↓↓↓
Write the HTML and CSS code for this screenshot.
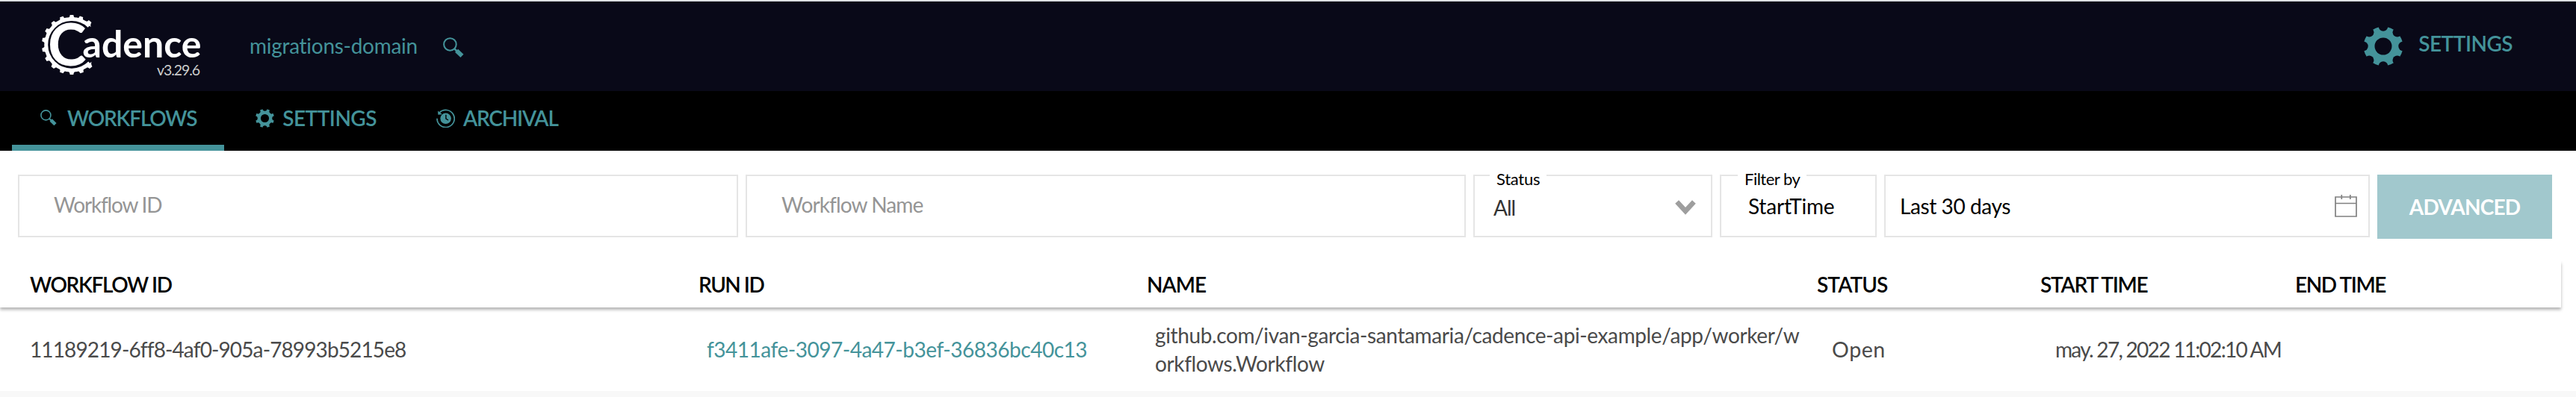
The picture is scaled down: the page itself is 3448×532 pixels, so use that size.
FILE: index.html
```
<!DOCTYPE html>
<html lang="en">
<head>
<meta charset="utf-8">
<title>Cadence</title>
<link rel="stylesheet" href="styles.css">
</head>
<body>
<svg class="defs" width="0" height="0">
  <defs>
    <mask id="gear-mask" maskUnits="userSpaceOnUse" x="-27" y="-27" width="54" height="54">
      <circle r="26.3" fill="#fff"/>
      <circle r="11.5" fill="#000"/>
      <circle cx="26.5" r="6.2" fill="#000"/>
      <circle cx="26.5" r="6.2" fill="#000" transform="rotate(45)"/>
      <circle cx="26.5" r="6.2" fill="#000" transform="rotate(90)"/>
      <circle cx="26.5" r="6.2" fill="#000" transform="rotate(135)"/>
      <circle cx="26.5" r="6.2" fill="#000" transform="rotate(180)"/>
      <circle cx="26.5" r="6.2" fill="#000" transform="rotate(225)"/>
      <circle cx="26.5" r="6.2" fill="#000" transform="rotate(270)"/>
      <circle cx="26.5" r="6.2" fill="#000" transform="rotate(315)"/>
    </mask>
    <symbol id="gear" viewBox="-26 -26 52 52"><rect x="-27" y="-27" width="54" height="54" mask="url(#gear-mask)"/></symbol>
    <symbol id="search" viewBox="0 0 22 22">
      <circle cx="7.4" cy="7.4" r="6.5" fill="none" stroke="currentColor" stroke-width="1.6"/>
      <path d="M11.8 11.8 15 15" stroke="currentColor" stroke-width="2"/>
      <path d="M14.2 14 20 19.6" stroke="currentColor" stroke-width="4.6"/>
    </symbol>
    <path id="tooth" d="M-5.6-34.5C-3.6-36-2.8-37-2.3-40H2.3C2.8-37 3.6-36 5.6-34.5Z"/>
  </defs>
</svg>
<header class="header">
  <svg class="logo" viewBox="56 18 214 88">
    <path d="M119.4 34.8A34.3 34.3 0 1 0 120 84.4" fill="none" stroke="#fff" stroke-width="5"/>
    <g fill="#fff" transform="translate(96 60)">
      <use href="#tooth" transform="rotate(38)"/><use href="#tooth" transform="rotate(19)"/><use href="#tooth"/>
      <use href="#tooth" transform="rotate(-20)"/><use href="#tooth" transform="rotate(-40)"/><use href="#tooth" transform="rotate(-60)"/>
      <use href="#tooth" transform="rotate(-80)"/><use href="#tooth" transform="rotate(-100)"/><use href="#tooth" transform="rotate(-120)"/>
      <use href="#tooth" transform="rotate(-140)"/><use href="#tooth" transform="rotate(-160)"/><use href="#tooth" transform="rotate(-180)"/>
      <use href="#tooth" transform="rotate(-200)"/><use href="#tooth" transform="rotate(-220)"/>
    </g>
    <text class="logo-c" x="64" y="87.8">C</text>
    <text class="logo-word" x="110.500" y="76.5" textLength="159">adence</text>
    <text class="logo-version" x="210" y="100.5" textLength="58">v3.29.6</text>
  </svg>
  <a class="domain"><span class="t-domain">migrations-domain</span></a>
  <svg class="domain-search"><use href="#search"/></svg>
  <a class="global-settings"><svg class="gear-lg"><use href="#gear"/></svg><span class="t-settings">SETTINGS</span></a>
</header>
<nav class="tabs">
  <a class="tab tab-active"><svg class="tab-search"><use href="#search"/></svg><span class="t-workflows">WORKFLOWS</span></a>
  <a class="tab"><svg class="tab-gear"><use href="#gear"/></svg><span class="t-settings">SETTINGS</span></a>
  <a class="tab"><svg class="tab-clock" viewBox="0 0 25 25">
    <path d="M1 12.7A11.6 11.6 0 1 0 4.3 4.9" fill="none" stroke="currentColor" stroke-width="1.7"/>
    <path d="M2 2.6 2.4 7.8 8 7.2Z"/>
    <circle cx="12.6" cy="12.8" r="7.3"/>
    <path d="M12.9 7.8V13.2L16 15" fill="none" stroke="#000" stroke-width="1.4"/>
  </svg><span class="t-archival">ARCHIVAL</span></a>
</nav>
<section class="filters">
  <div class="field wide"><span class="t-wid">Workflow ID</span></div>
  <div class="field wide"><span class="t-wname">Workflow Name</span></div>
  <div class="field status"><label class="legend"><span class="t-status">Status</span></label><span class="t-all">All</span>
    <svg class="chevron" viewBox="0 0 28 20"><path d="M2.6 2.6 14 14.8 25.4 2.6" fill="none" stroke="#9e9e9e" stroke-width="6.6"/></svg></div>
  <div class="field filter-by"><label class="legend"><span class="t-filter">Filter by</span></label><span class="t-start">StartTime</span></div>
  <div class="field range"><span class="t-last">Last 30 days</span>
    <svg class="calendar" viewBox="0 0 30 30"><path d="M1 3H29V29H1ZM1 11.5H29M9.3 0V6M20.8 0V6" fill="none" stroke="#808080" stroke-width="1.7"/></svg></div>
  <button class="advanced"><span class="t-adv">ADVANCED</span></button>
</section>
<section class="results">
  <div class="grid head">
    <div><span class="h-wid">WORKFLOW ID</span></div><div><span class="h-run">RUN ID</span></div><div><span class="h-name">NAME</span></div>
    <div><span class="h-status">STATUS</span></div><div><span class="h-start">START TIME</span></div><div><span class="h-end">END TIME</span></div>
  </div>
  <div class="grid row">
    <div><span class="r-wid">11189219-6ff8-4af0-905a-78993b5215e8</span></div>
    <div class="pad-sm"><a class="r-run">f3411afe-3097-4a47-b3ef-36836bc40c13</a></div>
    <div class="pad-sm"><span class="r-name">github.com/ivan-garcia-santamaria/cadence-api-example/app/worker/w<br>orkflows.Workflow</span></div>
    <div class="pad-lg"><span class="r-status">Open</span></div>
    <div class="pad-lg"><span class="r-start">may. 27, 2022 11:02:10 AM</span></div>
    <div></div>
  </div>
</section>
</body>
</html>
```
FILE: styles.css
```
* { box-sizing: border-box; }
body {
  margin: 0;
  height: 532px;
  overflow: hidden;
  background: #fff;
  color: #000;
  font: 28px/34px Lato, "Noto Sans", sans-serif;
  white-space: nowrap;
}
svg { display: block; fill: currentColor; flex: none; }
.defs { position: absolute; }

.header {
  display: flex;
  align-items: center;
  height: 122px;
  padding: 0 85px 0 56px;
  border-top: 2px solid #dcdfe1;
  background: #090918;
  color: #44939a;
}
.logo { width: 214px; height: 88px; overflow: visible; }
.logo text { fill: #fff; }
.logo .logo-c { font-size: 78px; font-weight: 700; }
.logo .logo-word { font-size: 50px; font-weight: 700; }
.logo .logo-version { font-size: 19.5px; fill: #ccc; }
.domain { margin: 0 34px 2px 64px; }
.domain-search { width: 28px; height: 28px; margin-top: 3px; }
.global-settings { display: flex; align-items: center; gap: 21px; margin-left: auto; font-weight: 600; }
.global-settings span { margin-bottom: 8px; }
.gear-lg { width: 52px; height: 52px; }

.tabs {
  display: flex;
  height: 80px;
  padding-left: 16px;
  background: #000;
  color: #44939a;
  font-weight: 600;
}
.tab { display: flex; align-items: center; gap: 11px; height: 80px; margin-right: 4px; padding: 0 38px; border-bottom: 8px solid transparent; }
.tab-active { gap: 14px; padding-right: 37px; border-color: #44939a; }
.tab-search { width: 22px; height: 22px; }
.tab-gear, .tab-clock { width: 25px; height: 25px; }

.filters { display: flex; gap: 10px; padding: 32px 32px 0 24px; height: 148px; }
.field { position: relative; display: flex; align-items: center; height: 84px; border: 2px solid #e5e5e5; }
.wide { width: 964px; padding: 0 0 5px 46px; color: #959595; }
.status { width: 320px; padding: 4px 20px 0 25px; justify-content: space-between; color: #333; }
.filter-by { width: 210px; padding-left: 36px; }
.range { width: 650px; padding: 0 15px 0 19px; justify-content: space-between; }
.legend { position: absolute; top: -11px; left: 20px; height: 30px; padding: 0 9px; background: #fff; color: #000; font-size: 22px; line-height: 30px; }
.filter-by .legend { left: 22px; }
.chevron { width: 28px; height: 20px; }
.calendar { width: 30px; height: 30px; }
.advanced { width: 234px; height: 86px; padding: 0; border: 0; background: #a1c8cd; color: #fff; font: inherit; font-weight: 700; }

.grid { display: grid; grid-template-columns: 895px 600px 897px 299px 341px 356px; align-items: center; padding-left: 40px; }
.head { position: relative; width: 3428px; height: 62px; font-weight: 600; box-shadow: 0 3px 4px rgba(0, 0, 0, .3); clip-path: inset(0 -6px -10px 0); }
.row { height: 120px; border-bottom: 8px solid #f8f8f8; color: #4a4a4a; line-height: 38px; }
.pad-sm { padding-left: 11px; }
.pad-lg { padding-left: 20px; }

.t-domain { letter-spacing: -.28px; }
.t-settings { letter-spacing: -.53px; }
.t-workflows { letter-spacing: -1.2px; }
.t-archival { letter-spacing: -1.2px; }
.t-wid { letter-spacing: -1.2px; }
.t-wname { letter-spacing: -.9px; }
.t-status { letter-spacing: -.25px; }
.t-filter { letter-spacing: -.5px; }
.t-start { letter-spacing: -.2px; }
.t-last { letter-spacing: -.4px; }
.t-all { letter-spacing: -1px; }
.t-adv { letter-spacing: -.8px; }
.h-wid { letter-spacing: -1.4px; }
.h-run { letter-spacing: -1.5px; }
.h-name { letter-spacing: -1px; }
.h-status { letter-spacing: -.9px; }
.h-start { letter-spacing: -1.2px; }
.h-end { letter-spacing: -1.4px; }
.r-wid { letter-spacing: -.88px; }
.r-run { letter-spacing: -.48px; color: #44939a; }
.r-name { letter-spacing: -.38px; }
.r-status { letter-spacing: .6px; font-size: 28.5px; }
.r-start { letter-spacing: -1.7px; }
```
↑↑↑
[What is asked] Wherever the word "size" occurs in a line of the listing, copy that line.

[Solution to the problem]
The picture is scaled down: the page itself is 3448×532 pixels, so use that size.
.logo .logo-c { font-size: 78px; font-weight: 700; }
.logo .logo-word { font-size: 50px; font-weight: 700; }
.logo .logo-version { font-size: 19.5px; fill: #ccc; }
.legend { position: absolute; top: -11px; left: 20px; height: 30px; padding: 0 9px; background: #fff; color: #000; font-size: 22px; line-height: 30px; }
.r-status { letter-spacing: .6px; font-size: 28.5px; }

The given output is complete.